Start Recorded information

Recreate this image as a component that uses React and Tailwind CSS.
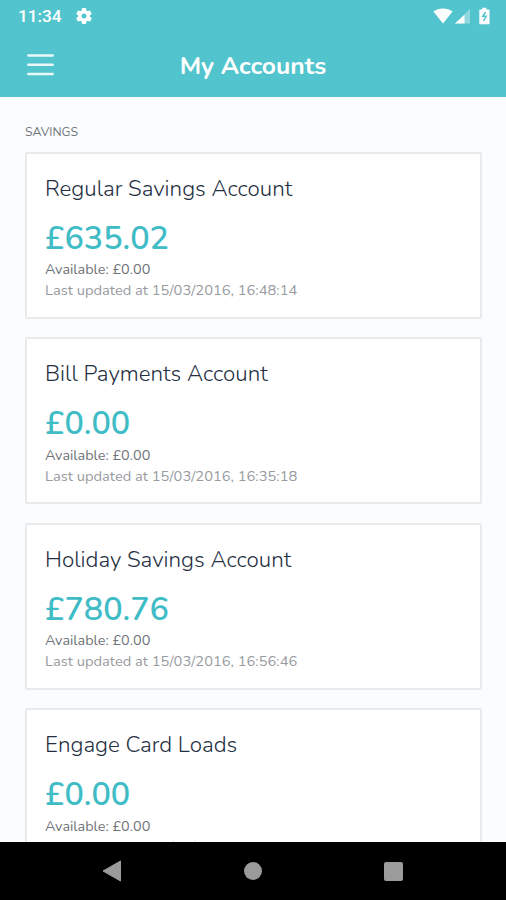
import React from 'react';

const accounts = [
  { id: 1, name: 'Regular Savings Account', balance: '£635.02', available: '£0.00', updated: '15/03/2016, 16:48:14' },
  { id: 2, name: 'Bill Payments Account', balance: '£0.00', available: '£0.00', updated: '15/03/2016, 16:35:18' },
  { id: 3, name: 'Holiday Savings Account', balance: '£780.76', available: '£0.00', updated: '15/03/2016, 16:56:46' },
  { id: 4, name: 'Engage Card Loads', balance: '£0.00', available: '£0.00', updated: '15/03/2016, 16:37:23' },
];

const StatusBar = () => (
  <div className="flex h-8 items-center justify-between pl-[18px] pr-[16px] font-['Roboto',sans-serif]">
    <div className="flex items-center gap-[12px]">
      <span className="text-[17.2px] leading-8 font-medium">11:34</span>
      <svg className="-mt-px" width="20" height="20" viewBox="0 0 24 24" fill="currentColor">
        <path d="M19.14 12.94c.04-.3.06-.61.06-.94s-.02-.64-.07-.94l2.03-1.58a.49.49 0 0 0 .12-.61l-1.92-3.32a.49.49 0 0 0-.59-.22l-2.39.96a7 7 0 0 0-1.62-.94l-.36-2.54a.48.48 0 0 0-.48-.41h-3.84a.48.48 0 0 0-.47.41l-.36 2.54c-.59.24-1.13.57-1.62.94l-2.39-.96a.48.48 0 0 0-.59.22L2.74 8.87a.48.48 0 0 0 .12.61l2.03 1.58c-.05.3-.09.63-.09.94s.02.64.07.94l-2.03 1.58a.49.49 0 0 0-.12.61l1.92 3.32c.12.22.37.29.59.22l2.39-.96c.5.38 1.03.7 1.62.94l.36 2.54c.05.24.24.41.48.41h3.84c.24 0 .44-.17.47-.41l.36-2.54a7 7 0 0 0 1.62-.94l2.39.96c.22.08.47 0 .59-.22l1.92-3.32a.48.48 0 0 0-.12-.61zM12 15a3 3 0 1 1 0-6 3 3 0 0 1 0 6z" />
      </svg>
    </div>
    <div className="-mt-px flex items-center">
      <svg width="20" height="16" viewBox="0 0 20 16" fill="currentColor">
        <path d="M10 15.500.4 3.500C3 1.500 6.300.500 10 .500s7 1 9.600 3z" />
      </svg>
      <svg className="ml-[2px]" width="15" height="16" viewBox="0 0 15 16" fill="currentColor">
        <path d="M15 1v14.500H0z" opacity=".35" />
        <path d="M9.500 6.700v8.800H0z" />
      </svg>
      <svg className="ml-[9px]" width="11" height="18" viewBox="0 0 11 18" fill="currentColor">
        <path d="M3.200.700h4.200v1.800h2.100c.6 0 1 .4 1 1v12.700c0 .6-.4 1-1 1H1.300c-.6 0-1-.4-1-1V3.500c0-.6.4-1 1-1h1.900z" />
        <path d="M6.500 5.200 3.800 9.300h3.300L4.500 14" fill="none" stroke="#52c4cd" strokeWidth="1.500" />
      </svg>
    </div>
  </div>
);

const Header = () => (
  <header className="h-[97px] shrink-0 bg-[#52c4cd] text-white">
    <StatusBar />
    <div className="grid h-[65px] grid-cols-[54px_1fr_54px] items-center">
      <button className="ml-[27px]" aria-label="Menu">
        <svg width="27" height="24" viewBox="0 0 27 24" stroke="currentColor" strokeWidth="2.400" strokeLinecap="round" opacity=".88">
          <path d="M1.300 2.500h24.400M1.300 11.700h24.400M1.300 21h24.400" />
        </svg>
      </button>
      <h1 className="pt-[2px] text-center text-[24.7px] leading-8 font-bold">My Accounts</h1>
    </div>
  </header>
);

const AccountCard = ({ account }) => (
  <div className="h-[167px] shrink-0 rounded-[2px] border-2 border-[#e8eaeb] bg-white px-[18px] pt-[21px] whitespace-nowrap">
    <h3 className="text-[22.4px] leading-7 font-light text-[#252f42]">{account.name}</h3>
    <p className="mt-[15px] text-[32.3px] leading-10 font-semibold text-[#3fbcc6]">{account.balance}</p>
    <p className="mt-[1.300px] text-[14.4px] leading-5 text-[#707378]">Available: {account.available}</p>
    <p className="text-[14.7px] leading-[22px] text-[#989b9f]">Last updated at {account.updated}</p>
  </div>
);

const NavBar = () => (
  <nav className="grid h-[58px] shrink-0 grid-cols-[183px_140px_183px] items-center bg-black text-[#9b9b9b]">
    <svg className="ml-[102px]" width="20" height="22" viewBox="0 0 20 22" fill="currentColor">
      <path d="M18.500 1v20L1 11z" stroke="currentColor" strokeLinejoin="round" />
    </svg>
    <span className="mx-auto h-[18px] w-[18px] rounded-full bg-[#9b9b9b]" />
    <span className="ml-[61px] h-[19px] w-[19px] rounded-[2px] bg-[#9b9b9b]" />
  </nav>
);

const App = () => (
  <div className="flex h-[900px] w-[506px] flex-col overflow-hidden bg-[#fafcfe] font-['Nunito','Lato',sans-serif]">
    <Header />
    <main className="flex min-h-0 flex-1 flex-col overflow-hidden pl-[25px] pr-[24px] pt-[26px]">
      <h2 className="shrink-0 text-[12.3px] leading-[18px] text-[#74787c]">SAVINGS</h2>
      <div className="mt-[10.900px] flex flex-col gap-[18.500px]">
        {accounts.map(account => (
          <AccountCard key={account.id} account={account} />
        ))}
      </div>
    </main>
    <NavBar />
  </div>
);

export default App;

End Recorded information
Start Recorded information

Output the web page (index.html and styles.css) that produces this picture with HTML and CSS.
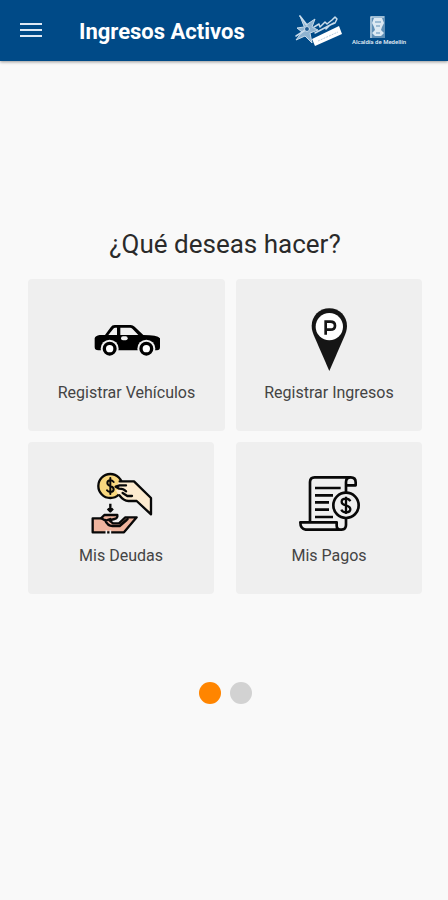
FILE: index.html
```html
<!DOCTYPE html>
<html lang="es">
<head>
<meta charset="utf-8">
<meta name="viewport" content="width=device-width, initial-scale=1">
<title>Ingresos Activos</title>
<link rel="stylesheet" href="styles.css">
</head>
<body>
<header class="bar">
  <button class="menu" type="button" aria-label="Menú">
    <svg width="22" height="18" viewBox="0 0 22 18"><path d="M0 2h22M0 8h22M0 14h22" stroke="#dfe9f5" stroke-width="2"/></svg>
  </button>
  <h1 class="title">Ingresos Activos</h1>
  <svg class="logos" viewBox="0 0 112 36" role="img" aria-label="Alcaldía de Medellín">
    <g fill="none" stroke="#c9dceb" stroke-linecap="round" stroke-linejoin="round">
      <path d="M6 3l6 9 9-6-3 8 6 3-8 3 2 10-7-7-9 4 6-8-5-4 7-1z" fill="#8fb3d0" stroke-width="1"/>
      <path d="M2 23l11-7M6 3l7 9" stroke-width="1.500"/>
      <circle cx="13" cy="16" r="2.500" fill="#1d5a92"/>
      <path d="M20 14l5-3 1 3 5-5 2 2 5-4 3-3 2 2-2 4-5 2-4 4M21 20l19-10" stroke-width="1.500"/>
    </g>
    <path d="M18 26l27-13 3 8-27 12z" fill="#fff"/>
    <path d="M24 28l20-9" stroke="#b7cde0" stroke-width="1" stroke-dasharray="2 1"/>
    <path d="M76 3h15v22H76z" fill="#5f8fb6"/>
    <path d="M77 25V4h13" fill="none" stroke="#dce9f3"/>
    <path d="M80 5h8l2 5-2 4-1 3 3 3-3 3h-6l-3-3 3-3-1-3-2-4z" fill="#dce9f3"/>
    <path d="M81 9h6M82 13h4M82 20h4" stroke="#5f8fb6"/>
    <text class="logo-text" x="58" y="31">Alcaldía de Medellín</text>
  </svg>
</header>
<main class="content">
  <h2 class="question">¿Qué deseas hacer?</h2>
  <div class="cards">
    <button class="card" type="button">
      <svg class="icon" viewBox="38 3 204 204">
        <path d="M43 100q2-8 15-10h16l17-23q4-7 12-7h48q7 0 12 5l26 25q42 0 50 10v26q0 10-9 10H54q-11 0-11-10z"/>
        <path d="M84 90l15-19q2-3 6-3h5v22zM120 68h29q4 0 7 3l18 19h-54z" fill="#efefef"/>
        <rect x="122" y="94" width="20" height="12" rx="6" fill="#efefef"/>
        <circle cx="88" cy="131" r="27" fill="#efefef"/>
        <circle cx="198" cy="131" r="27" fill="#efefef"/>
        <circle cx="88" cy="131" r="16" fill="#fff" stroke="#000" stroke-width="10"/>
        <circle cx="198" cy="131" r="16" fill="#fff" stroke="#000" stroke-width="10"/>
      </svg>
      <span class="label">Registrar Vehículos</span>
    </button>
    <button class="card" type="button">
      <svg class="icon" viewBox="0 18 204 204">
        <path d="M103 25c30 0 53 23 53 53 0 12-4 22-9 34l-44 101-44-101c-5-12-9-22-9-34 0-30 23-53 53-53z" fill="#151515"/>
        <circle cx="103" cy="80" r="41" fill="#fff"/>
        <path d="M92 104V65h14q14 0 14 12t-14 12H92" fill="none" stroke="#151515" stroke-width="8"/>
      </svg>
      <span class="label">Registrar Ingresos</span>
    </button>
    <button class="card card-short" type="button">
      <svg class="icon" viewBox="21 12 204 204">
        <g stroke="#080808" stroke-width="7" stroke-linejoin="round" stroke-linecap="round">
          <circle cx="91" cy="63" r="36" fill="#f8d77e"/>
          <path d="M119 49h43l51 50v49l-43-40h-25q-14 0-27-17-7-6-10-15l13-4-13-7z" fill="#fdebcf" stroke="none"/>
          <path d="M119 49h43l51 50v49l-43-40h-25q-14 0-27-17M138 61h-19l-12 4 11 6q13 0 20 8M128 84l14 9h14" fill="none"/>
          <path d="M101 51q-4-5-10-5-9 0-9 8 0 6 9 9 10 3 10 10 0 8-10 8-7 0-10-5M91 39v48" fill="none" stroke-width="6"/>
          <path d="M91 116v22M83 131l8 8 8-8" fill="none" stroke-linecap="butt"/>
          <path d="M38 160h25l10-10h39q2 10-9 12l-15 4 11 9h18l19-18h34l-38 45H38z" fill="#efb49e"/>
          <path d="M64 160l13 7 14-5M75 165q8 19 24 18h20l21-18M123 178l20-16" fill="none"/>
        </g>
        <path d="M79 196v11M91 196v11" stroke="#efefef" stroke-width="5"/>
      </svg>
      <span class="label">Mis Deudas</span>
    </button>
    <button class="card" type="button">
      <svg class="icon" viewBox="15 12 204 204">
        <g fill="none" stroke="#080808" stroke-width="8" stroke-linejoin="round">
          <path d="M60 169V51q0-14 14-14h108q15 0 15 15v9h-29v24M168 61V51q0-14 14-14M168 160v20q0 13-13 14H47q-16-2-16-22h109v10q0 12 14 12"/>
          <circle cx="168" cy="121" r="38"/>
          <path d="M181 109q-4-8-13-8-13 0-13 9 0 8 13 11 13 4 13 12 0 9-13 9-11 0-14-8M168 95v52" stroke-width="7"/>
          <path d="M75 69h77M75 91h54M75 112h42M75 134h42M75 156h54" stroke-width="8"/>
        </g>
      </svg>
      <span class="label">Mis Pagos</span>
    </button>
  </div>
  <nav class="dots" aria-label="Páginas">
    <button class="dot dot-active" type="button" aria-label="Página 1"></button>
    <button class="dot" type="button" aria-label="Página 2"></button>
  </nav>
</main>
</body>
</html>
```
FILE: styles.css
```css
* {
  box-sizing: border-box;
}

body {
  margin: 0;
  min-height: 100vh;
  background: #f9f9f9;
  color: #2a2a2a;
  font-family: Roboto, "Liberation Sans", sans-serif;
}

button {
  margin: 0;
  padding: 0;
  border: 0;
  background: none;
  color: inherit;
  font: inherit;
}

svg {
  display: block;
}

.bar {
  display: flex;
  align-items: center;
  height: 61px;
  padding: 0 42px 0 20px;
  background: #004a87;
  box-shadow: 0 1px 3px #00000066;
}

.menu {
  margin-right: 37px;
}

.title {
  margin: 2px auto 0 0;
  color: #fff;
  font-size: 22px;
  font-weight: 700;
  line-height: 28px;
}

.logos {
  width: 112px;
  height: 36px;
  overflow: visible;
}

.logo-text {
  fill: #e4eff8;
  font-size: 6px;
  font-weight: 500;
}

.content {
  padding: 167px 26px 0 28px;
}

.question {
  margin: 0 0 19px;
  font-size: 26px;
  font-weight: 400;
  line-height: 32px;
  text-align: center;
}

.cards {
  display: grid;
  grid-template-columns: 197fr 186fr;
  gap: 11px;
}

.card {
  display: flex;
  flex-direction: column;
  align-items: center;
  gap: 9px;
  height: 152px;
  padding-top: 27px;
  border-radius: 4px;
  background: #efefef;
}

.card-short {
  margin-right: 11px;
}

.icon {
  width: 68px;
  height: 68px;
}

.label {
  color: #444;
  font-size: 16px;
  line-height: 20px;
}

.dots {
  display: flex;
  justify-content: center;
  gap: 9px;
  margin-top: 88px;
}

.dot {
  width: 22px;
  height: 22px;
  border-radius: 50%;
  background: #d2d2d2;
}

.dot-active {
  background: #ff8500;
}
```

End Recorded information

### [Work to complete]
Could you quote, word for word, only the lines from the one containing "Recreate this image" through the one containing "import React from 'react';", both included, and leave out any pictures?

### [In response]
Recreate this image as a component that uses React and Tailwind CSS.
import React from 'react';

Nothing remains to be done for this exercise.